Diesen verminten Staat zu regieren, kann Macri nur gelingen, wenn er im Parlament weite Allianzen schafft. Denn im Kongress besetzt seine eigene Partei PRO nur 41 von 257 Sitzen. Doch selbst die 50 Mandate seiner Koalitionspartner Unión Cívica Radical (UCR) und Coalición Cívica (CC) reichen nicht für eine Mehrheit. Macri, der erste Präsident, der nicht Peronist und nicht Radical ist, wird die Hilfe von Peronisten brauchen, um das Land zu reformieren.

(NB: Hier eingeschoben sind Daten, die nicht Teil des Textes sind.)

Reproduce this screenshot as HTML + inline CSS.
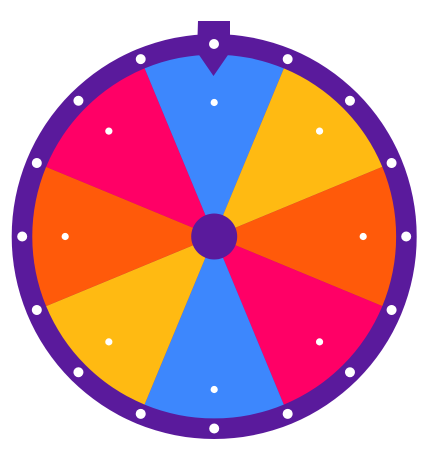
<!DOCTYPE html>
<html><head><style>html,body{margin:0;padding:0;background:#fff;width:437px;height:451px;overflow:hidden}</style></head>
<body>
<svg width="437" height="451" viewBox="0 0 437 451" xmlns="http://www.w3.org/2000/svg">
<g transform="translate(214.2,236.5)">
<circle r="202.5" fill="#5a1a9c"/>
<g id="segs"></g>
<path d="M0 0 L-69.6 -168.1 A182 182 0 0 1 69.6 -168.1 Z" fill="#3d87fd"/>
<path d="M0 0 L-69.6 -168.1 A182 182 0 0 1 69.6 -168.1 Z" fill="#ffba12" transform="rotate(45)"/>
<path d="M0 0 L-69.6 -168.1 A182 182 0 0 1 69.6 -168.1 Z" fill="#ff5a0a" transform="rotate(90)"/>
<path d="M0 0 L-69.6 -168.1 A182 182 0 0 1 69.6 -168.1 Z" fill="#ff0066" transform="rotate(135)"/>
<path d="M0 0 L-69.6 -168.1 A182 182 0 0 1 69.6 -168.1 Z" fill="#3d87fd" transform="rotate(180)"/>
<path d="M0 0 L-69.6 -168.1 A182 182 0 0 1 69.6 -168.1 Z" fill="#ffba12" transform="rotate(225)"/>
<path d="M0 0 L-69.6 -168.1 A182 182 0 0 1 69.6 -168.1 Z" fill="#ff5a0a" transform="rotate(270)"/>
<path d="M0 0 L-69.6 -168.1 A182 182 0 0 1 69.6 -168.1 Z" fill="#ff0066" transform="rotate(315)"/>
<circle r="23" fill="#5a1a9c"/>
<g fill="#fff">
<circle cx="0" cy="-192" r="5"/>
<circle cx="0" cy="-192" r="5" transform="rotate(22.5)"/>
<circle cx="0" cy="-192" r="5" transform="rotate(45)"/>
<circle cx="0" cy="-192" r="5" transform="rotate(67.5)"/>
<circle cx="0" cy="-192" r="5" transform="rotate(90)"/>
<circle cx="0" cy="-192" r="5" transform="rotate(112.5)"/>
<circle cx="0" cy="-192" r="5" transform="rotate(135)"/>
<circle cx="0" cy="-192" r="5" transform="rotate(157.5)"/>
<circle cx="0" cy="-192" r="5" transform="rotate(180)"/>
<circle cx="0" cy="-192" r="5" transform="rotate(202.5)"/>
<circle cx="0" cy="-192" r="5" transform="rotate(225)"/>
<circle cx="0" cy="-192" r="5" transform="rotate(247.5)"/>
<circle cx="0" cy="-192" r="5" transform="rotate(270)"/>
<circle cx="0" cy="-192" r="5" transform="rotate(292.5)"/>
<circle cx="0" cy="-192" r="5" transform="rotate(315)"/>
<circle cx="0" cy="-192" r="5" transform="rotate(337.5)"/>
<circle cx="0" cy="-134" r="3.6"/>
<circle cx="0" cy="-149" r="3.6" transform="rotate(45)"/>
<circle cx="0" cy="-149" r="3.6" transform="rotate(90)"/>
<circle cx="0" cy="-149" r="3.6" transform="rotate(135)"/>
<circle cx="0" cy="-153" r="3.6" transform="rotate(180)"/>
<circle cx="0" cy="-149" r="3.6" transform="rotate(225)"/>
<circle cx="0" cy="-149" r="3.6" transform="rotate(270)"/>
<circle cx="0" cy="-149" r="3.6" transform="rotate(315)"/>
</g>
</g>
<path d="M198 21 L230 21 L230 52 L213.5 76 L197 52 Z" fill="#5a1a9c"/>
<circle cx="214" cy="44" r="5" fill="#fff"/>
</svg>
</body></html>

Eine Schlüsselrolle hat dabei Sérgio Massa. Der 43-Jährige ist 2013 im Streit aus Kirchners Siegesfront ausgetreten und besetzt nun mit seiner Erneuerungsfront 36 Sitze im Kongress. Massa hat angekündigt, Macri zu unterstützen. Doch niemand weiß, wie lang der begabte und ehrgeizige Peronist Massa sein Ego in den Dienst eines Nichtperonisten stellen wird. Macri muss sich auf kurze Flitterwochen mit der Macht einstellen. Schon im Dezember muss er Gehälter und Weihnachtsgelder bezahlen. Das Geld dafür hat seine Vorgängerin längst ausgegeben.

Auf einen Blick

Neuer Präsident. Nach zwölf Jahren Ära Kirchner – Néstor und Cristina – konnte am Sonntag der Konservative Mauricio Macri die Präsidentenwahl in Argentinien für sich entscheiden. Der 56-jährige Ingenieur und Sohn eines der reichsten Argentiniers war Bürgermeister der Hauptstadt Buenos Aires.